Vorondur gave him a warm smile. “I think you should read them. They might surprise you. Take them with you to Fairbanks and look them over. I think it’s important that you get a sense of how others see you. The students have no personal stake in their evaluations and they’re completely anonymous, so you won’t know who said what, but I would like you to read through them and try to get an overall picture of how your students saw you. Perhaps when you come up for the holiday, you and I can meet informally and you can tell me what your students think of you. This was your first time teaching, so I’m sure you would like to see where you may have fallen short and need to improve. We all do, so there’s no shame in that.”

Alex nodded. “Okay, I guess.”

“Will you be in touch with Felicity over the summer?” Vorondur asked.

Alex blinked at the sudden change of topic. “Yeah, actually we will. She’s got her laptop with her and she warned me that she might not always be somewhere where there’s wireless and internet might be dodgy, but she would email me whenever she could and she made me promise to email her back.”

“Doesn’t sound like someone who wants nothing to do with you,” Vorondur pointed out.

“People say things they don’t really mean so as not to hurt the other person’s feelings,” Alex offered.

“Who suggested keeping in contact via email?” Vorondur asked.

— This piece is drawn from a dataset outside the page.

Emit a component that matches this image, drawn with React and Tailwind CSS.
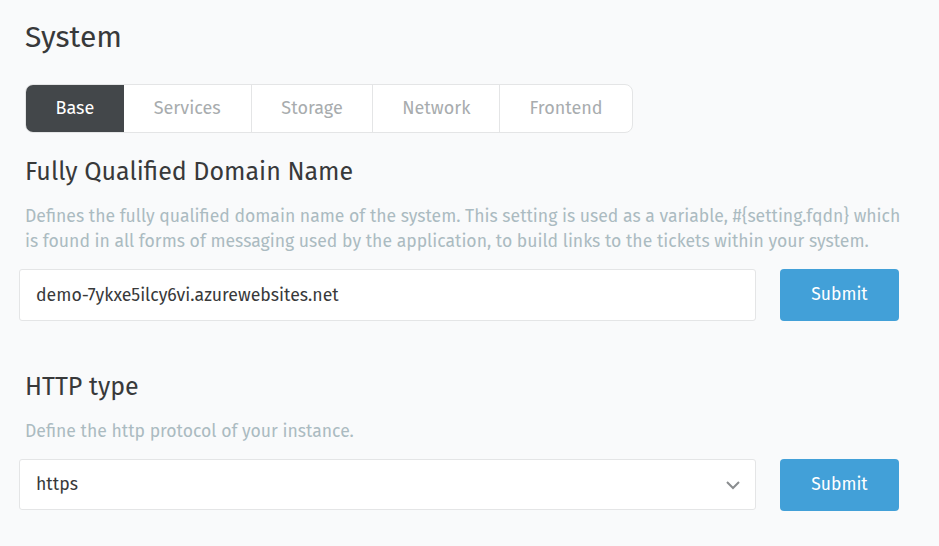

“Uh… actually it was Felicity.”

“I see.”

“What do you see?” Alex demanded.

“That our time is up,” Vorondur said briskly, standing and Alex did the same. “Now you have my number and my email address. If at any time you feel you need to talk to me, call, day or night. I mean that literally, Alex. You are not released from my care. You’re only temporarily not under direct medical supervision. I want you to enjoy yourself in Fairbanks. Relax. Have fun. Gwyn and Gareth will be there so you already have two friends to rely on. I highly recommend that you join them in their SCA events even if you just go as a spectator.”

Alex nodded. “Okay.” His demeanor became suddenly shy. “It’s going to be so weird.”

“I know,” Vorondur said sympathetically. “But I think you will find that you’ll be able to slip into the role of student without too much trouble, and unlike other times, this time you can just be yourself. You don’t have to pretend as you had to when you first came to Elf Academy.”

Alex grinned. “That was so embarrassing. I did everything wrong. You’d think I’d never been to spy school or something.”

Vorondur laughed. “Well, we now know why. Safe trip, Alex, and have a great summer. We’ll see you in July, then. I’ll see you out.” With that he escorted the Mortal to the front door, then, after seeing him out, returned to his office to finish up his notes on the session. He opened up the file on Alex and reread what he’d been working on.

“…Felicity Cohen. From the way Alex speaks of her, it is clear that he’s smitten. It will be interesting to see how this relationship progresses. I am concerned by his continual need for reassurance that he is not evil. I think the things he has done will always haunt him, but I hope, with time and patience, I will be able to help him put that past where it belongs and have him focus on the future instead, a future with Felicity. The boy deserves some happiness in his life.”

Vorondur sat back to ponder the things that had been said and not said this last hour with the young Man.

“Ron,” he heard Holly call from the kitchen. “Dinner’s almost on. You can play psychiatrist later. Come set the table.”

Vorondur grinned as he closed down the file, put his laptop in sleep mode and went to do his wife’s bidding.